While the idea of investing during retirement can feel intimidating, especially after years of working to build savings, it can also provide opportunities for continued growth and protection against inflation. The key is understanding both the risks involved and the potential advantages, so decisions can be made with clarity and confidence.
Knowing the Advantages
Regular Income Generation
Investing during retirement can provide a steady stream of income that supplements pensions or savings withdrawals. Investments such as dividend-paying stocks, bonds, or income-focused funds can distribute earnings on a regular basis. This helps retirees cover everyday expenses without relying solely on drawing down their principal savings too quickly.
Protection Against Inflation
Inflation gradually reduces the purchasing power of money over time. Keeping all savings in low-interest accounts can make it harder to keep up with rising costs. Certain investments, especially those with growth potential, can help offset inflation by increasing in value or providing returns that outpace rising prices.
Portfolio Diversification and Flexibility
A well-diversified investment portfolio spreads money across different asset types, reducing reliance on any single source of return. This flexibility can help retirees manage financial needs more confidently, as different investments may perform well under different economic conditions.
Considering the Risks
Risk of Capital Loss
Some investments carry the possibility of losing part of the original amount invested. This risk becomes more serious in retirement, as reducing savings too quickly or too deeply can impact long-term financial security and lifestyle stability.
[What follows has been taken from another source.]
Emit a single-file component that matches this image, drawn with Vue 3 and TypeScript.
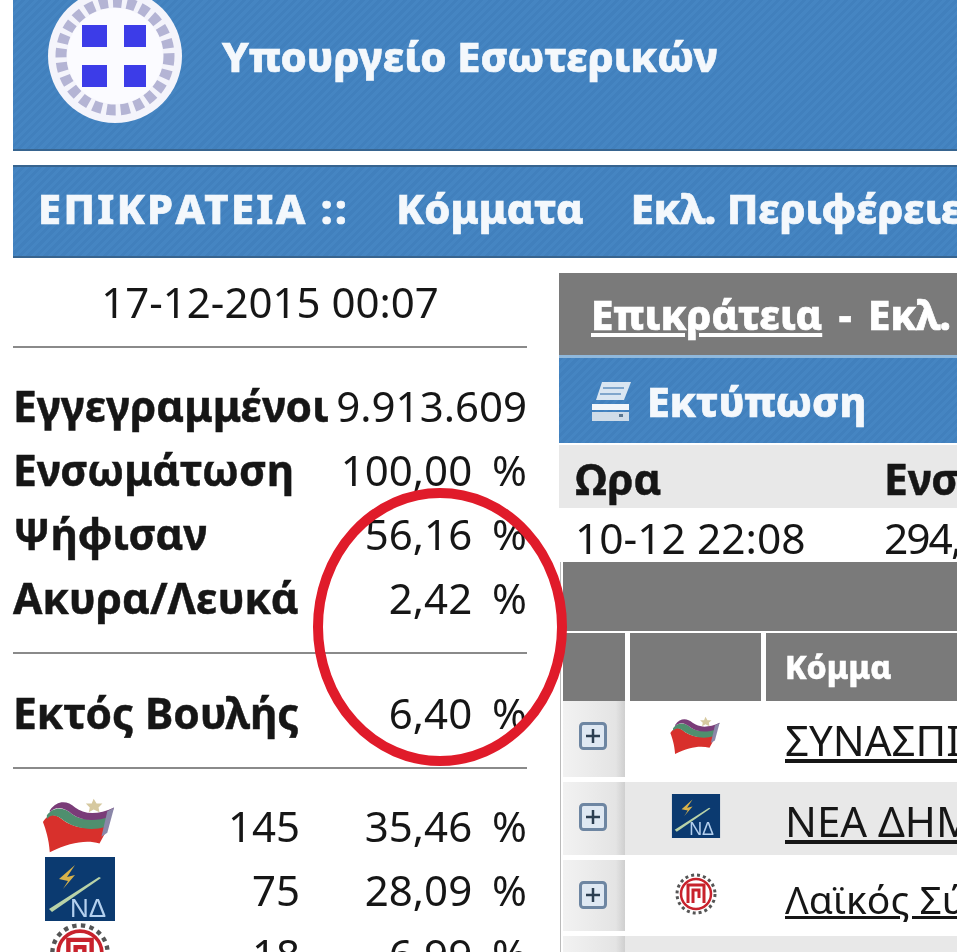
<script setup lang="ts">
interface Stat {
  label: string
  value: string
}

interface Party {
  logo: string
  name: string
  seats: number
  share: string
}

const stats: Stat[] = [
  { label: 'Εγγεγραμμένοι', value: '9.913.609' },
  { label: 'Ενσωμάτωση', value: '100,00 %' },
  { label: 'Ψήφισαν', value: '56,16 %' },
  { label: 'Ακυρα/Λευκά', value: '2,42 %' },
]

const parties: Party[] = [
  { logo: '#logo-syriza', name: 'ΣΥΝΑΣΠΙΣΜΟΣ', seats: 145, share: '35,46 %' },
  { logo: '#logo-nd', name: 'ΝΕΑ ΔΗΜΟΚΡΑΤΙΑ', seats: 75, share: '28,09 %' },
  { logo: '#logo-ls', name: 'Λαϊκός Σύνδεσμος', seats: 18, share: '6,99 %' },
]
</script>

<template>
  <div class="page">
    <svg class="defs" aria-hidden="true">
      <symbol id="logo-syriza" viewBox="0 0 80 56">
        <path d="M2 25C9 14 16 17 24 24C36 32 52 33 64 28L68 32L60 47C46 43 30 46 9 56C8 42 5 33 2 25Z" fill="#d8302c" />
        <path d="M6 18C14 8 24 10 32 17C42 24 56 24 70 16L66 30C52 34 36 32 24 24C17 18 11 16 6 22Z" fill="#4f8f6e" />
        <path d="M9 13C17 2 27 3 35 10C44 17 58 18 75 10L71 19C56 25 42 24 32 17C24 10 16 8 9 15Z" fill="#7a3c78" />
        <path d="M68 14L75 10L68 36L62 40Z" fill="#8a87a8" />
        <path d="M54 1L57 6L63 6L59 10L60 15L54 12L49 15L50 10L46 6L52 6Z" fill="#d6c9a0" />
      </symbol>
      <symbol id="logo-nd" viewBox="0 0 70 64">
        <rect width="70" height="64" fill="#0b3a70" />
        <path d="M14 22L30 8L22 20L30 18L18 32L23 24Z" fill="#d8b24a" />
        <path d="M4 52L54 20L56 21L7 55Z" fill="#b9d3a8" />
        <text x="25" y="60" class="nd-text">ΝΔ</text>
      </symbol>
      <symbol id="logo-ls" viewBox="0 0 44 44">
        <circle cx="22" cy="22" r="19" fill="none" stroke="#555" stroke-width="3" stroke-dasharray="3 3" />
        <circle cx="22" cy="22" r="15" fill="#fff" stroke="#c8222c" stroke-width="2.5" />
        <path d="M14 31V13H30V31M19 31V18H25V26" fill="none" stroke="#c8222c" stroke-width="3" />
      </symbol>
    </svg>

    <header class="banner">
      <svg class="emblem" viewBox="0 0 136 136" aria-hidden="true">
        <circle cx="68" cy="68" r="67" fill="#f4f4fb" />
        <circle cx="68" cy="68" r="54" fill="none" stroke="#b4b4d4" stroke-width="11" stroke-dasharray="9 5" />
        <circle cx="68" cy="68" r="48" fill="#fbfbff" />
        <path d="M35 37H60V59H35ZM77 37H99V59H77ZM35 77H60V99H35ZM77 77H99V99H77Z" fill="#3c3ce8" />
      </svg>
      <span class="banner-title">Υπουργείο Εσωτερικών</span>
    </header>

    <nav class="nav">
      <span class="nav-current">ΕΠΙΚΡΑΤΕΙΑ ::</span>
      <span class="nav-item">Κόμματα</span>
      <span class="nav-item">Εκλ. Περιφέρειες</span>
    </nav>

    <div class="columns">
      <aside class="side">
        <div class="date">17-12-2015 00:07</div>
        <div class="stats">
          <div v-for="s in stats" :key="s.label" class="stat">
            <b>{{ s.label }}</b>
            <span>{{ s.value }}</span>
          </div>
        </div>
        <div class="outside">
          <div class="stat">
            <b>Εκτός Βουλής</b>
            <span>6,40 %</span>
          </div>
        </div>
        <div class="seats">
          <div v-for="p in parties" :key="p.name" class="seat-row">
            <svg class="seat-logo"><use :href="p.logo" /></svg>
            <span>{{ p.seats }}</span>
            <span>{{ p.share }}</span>
          </div>
        </div>
      </aside>

      <main class="main">
        <div class="crumbs"><u>Επικράτεια</u> - Εκλ. Περιφέρειες</div>
        <div class="print">
          <svg class="printer" viewBox="0 0 42 42" aria-hidden="true">
            <path d="M11 2H40L33 20H5Z" fill="#d9e6f2" />
            <path d="M12 8H33M9 14H30" stroke="#7fa6cc" stroke-width="2" />
            <path d="M1 24H38V30H1Z" fill="#f2f6fa" />
            <path d="M1 32H38V41H1Z" fill="#cfdce8" />
            <rect x="28" y="34" width="4" height="3" fill="#5a7690" />
          </svg>
          <span>Εκτύπωση</span>
        </div>
        <div class="times times-head">
          <b>Ωρα</b>
          <b>Ενσωμάτωση</b>
        </div>
        <div class="times">
          <span>10-12 22:08</span>
          <span class="votes">294,</span>
        </div>

        <div class="results">
          <div class="results-band"></div>
          <div class="results-row results-head">
            <div></div>
            <div></div>
            <div class="party-head">Κόμμα</div>
          </div>
          <div v-for="p in parties" :key="p.name" class="results-row party">
            <div class="expand">
              <svg class="plus" viewBox="0 0 28 28" aria-hidden="true">
                <rect x="1.5" y="1.5" width="25" height="25" rx="3" fill="#dfe8f2" stroke="#6e86a2" stroke-width="3" />
                <path d="M14 7V21M7 14H21" stroke="#2c3e50" stroke-width="2.5" />
              </svg>
            </div>
            <div class="party-logo">
              <svg class="table-logo"><use :href="p.logo" /></svg>
            </div>
            <div class="party-name"><u>{{ p.name }}</u></div>
          </div>
          <div class="results-row party party-next">
            <div class="expand"></div>
            <div></div>
            <div></div>
          </div>
        </div>
      </main>
    </div>

    <svg class="ring" viewBox="0 0 256 282" aria-hidden="true">
      <ellipse cx="128" cy="141" rx="122" ry="134" fill="none" stroke="#e01b2a" stroke-width="10" />
    </svg>
  </div>
</template>

<style>
html,
body {
  margin: 0;
  background: #fff;
}
</style>

<style scoped>
.page {
  position: relative;
  width: 960px;
  height: 952px;
  overflow: hidden;
  padding-left: 13px;
  box-sizing: border-box;
  background: #fff;
  color: #161616;
  font-family: "Noto Sans", "Open Sans", sans-serif;
  font-size: 42px;
  word-spacing: 9px;
  filter: blur(0.5px);
}

.defs {
  position: absolute;
  width: 0;
  height: 0;
}

.nd-text {
  font-family: "Liberation Sans", sans-serif;
  font-size: 26px;
  fill: #b4d0ee;
}

.banner,
.nav,
.print {
  background: repeating-linear-gradient(135deg, #4180bd 0 3px, #4585c2 3px 6px);
  color: #f4f8fc;
  font-weight: 800;
  word-spacing: normal;
  -webkit-text-stroke: 0.7px currentColor;
}

.banner {
  display: flex;
  align-items: center;
  box-sizing: border-box;
  width: 944px;
  height: 151px;
  padding-left: 34px;
  overflow: hidden;
  border-bottom: 2px solid #37648f;
}

.emblem {
  flex: none;
  width: 136px;
  height: 136px;
  margin-top: -38px;
}

.banner-title {
  margin-left: 39px;
  margin-top: -38px;
  font-size: 41.7px;
  white-space: nowrap;
}

.nav {
  display: flex;
  align-items: center;
  box-sizing: border-box;
  width: 944px;
  height: 93px;
  margin-top: 14px;
  padding-left: 25px;
  padding-bottom: 7px;
  border-top: 2px solid #37648f;
  border-bottom: 2px solid #37648f;
  overflow: hidden;
  white-space: nowrap;
  font-size: 41.5px;
}

.nav-current {
  letter-spacing: 2.4px;
}

.nav-item {
  margin-left: 47px;
}

.columns {
  display: flex;
  gap: 32px;
  margin-top: 0;
}

.side {
  flex: none;
  width: 514px;
}

.date {
  box-sizing: border-box;
  height: 90px;
  padding-top: 15px;
  border-bottom: 2px solid #8a8a8a;
  text-align: center;
  word-spacing: normal;
  line-height: 58px;
}

.stats {
  box-sizing: border-box;
  padding: 26px 0 22px;
  border-bottom: 2px solid #8a8a8a;
}

.outside {
  box-sizing: border-box;
  padding: 27px 0 22px;
  border-bottom: 2px solid #8a8a8a;
}

.stat {
  display: flex;
  justify-content: space-between;
  height: 64px;
  line-height: 64px;
  white-space: nowrap;
}

.stat b {
  font-size: 42.5px;
  word-spacing: normal;
  -webkit-text-stroke: 0.5px currentColor;
}

.seats {
  padding-top: 24px;
}

.seat-row {
  display: grid;
  grid-template-columns: 134px 153px 1fr;
  align-items: center;
  height: 64px;
  text-align: right;
}

.seat-logo {
  justify-self: center;
  width: 78px;
  height: 64px;
}

.main {
  flex: none;
  width: 398px;
  margin-top: 15px;
}

.crumbs {
  box-sizing: border-box;
  height: 82px;
  padding-left: 32px;
  background: #7a7a7a;
  color: #fff;
  font-size: 40.3px;
  font-weight: 800;
  word-spacing: 6px;
  line-height: 84px;
  white-space: nowrap;
  overflow: hidden;
  -webkit-text-stroke: 0.7px currentColor;
}

.print {
  display: flex;
  align-items: center;
  gap: 14px;
  box-sizing: border-box;
  height: 88px;
  padding-left: 32px;
  border-top: 3px solid #8fb8dc;
  font-size: 41px;
}

.printer {
  width: 42px;
  height: 42px;
}

.times {
  display: grid;
  grid-template-columns: 309px 1fr;
  height: 52px;
  padding-left: 16px;
  overflow: hidden;
  white-space: nowrap;
  word-spacing: normal;
  line-height: 60px;
  font-size: 42.5px;
}

.times-head {
  height: 63px;
  margin-top: 2px;
  background: #e8e8e8;
  line-height: 68px;
  -webkit-text-stroke: 0.5px currentColor;
}

.votes {
  letter-spacing: -2px;
}

.results {
  margin-top: 2px;
  padding-left: 2px;
  border-left: 1px solid #bbb;
  margin-left: 1px;
}

.results-band {
  height: 69px;
  margin-bottom: 2px;
  background: #7a7a7a;
}

.results-row {
  display: grid;
  grid-template-columns: 62px 131px 1fr;
  column-gap: 5px;
}

.results-head {
  height: 67px;
  margin-bottom: 1px;
}

.results-head > div {
  background: #7a7a7a;
}

.party-head {
  padding-left: 19px;
  color: #fff;
  font-size: 32px;
  font-weight: 800;
  line-height: 68px;
  -webkit-text-stroke: 0.5px currentColor;
}

.party {
  height: 76px;
  margin-bottom: 5px;
}

.party:nth-child(4) {
  height: 73px;
  background: #e8e8e8;
}

.party:nth-child(5) {
  height: 71px;
}

.party:nth-child(5) .party-name {
  font-size: 39px;
}

.party-next {
  height: 30px;
  background: #e8e8e8;
}

.expand {
  background: linear-gradient(90deg, #f2f2f2, #e4e4e4 85%, #cfcfcf);
}

.plus {
  display: block;
  width: 28px;
  height: 28px;
  margin: 21px 0 0 16px;
}

.party-logo {
  display: flex;
  justify-content: center;
  padding-top: 12px;
}

.table-logo {
  width: 54px;
  height: 44px;
}

.party-name {
  padding-left: 19px;
  overflow: hidden;
  white-space: nowrap;
  word-spacing: normal;
  line-height: 78px;
}

.ring {
  position: absolute;
  left: 312px;
  top: 486px;
  width: 256px;
  height: 282px;
}
</style>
Overexposure or Underexposure to Risk
Retirees face a delicate balance. Taking too much risk can lead to sudden losses, while being overly conservative may result in insufficient growth to support long retirement years. Poor allocation can therefore either erode savings or fail to sustain them.
Longevity and Income Shortfall Risk
People are living longer than before, which increases the chance of outliving retirement savings. If investments do not generate enough consistent returns, there is a risk that funds may not last throughout the full retirement period.
The right investment approach can help your money continue working for you, supporting both your daily needs and your long-term financial security. At the same time, understanding the risks ensures that decisions are made with caution rather than urgency or guesswork.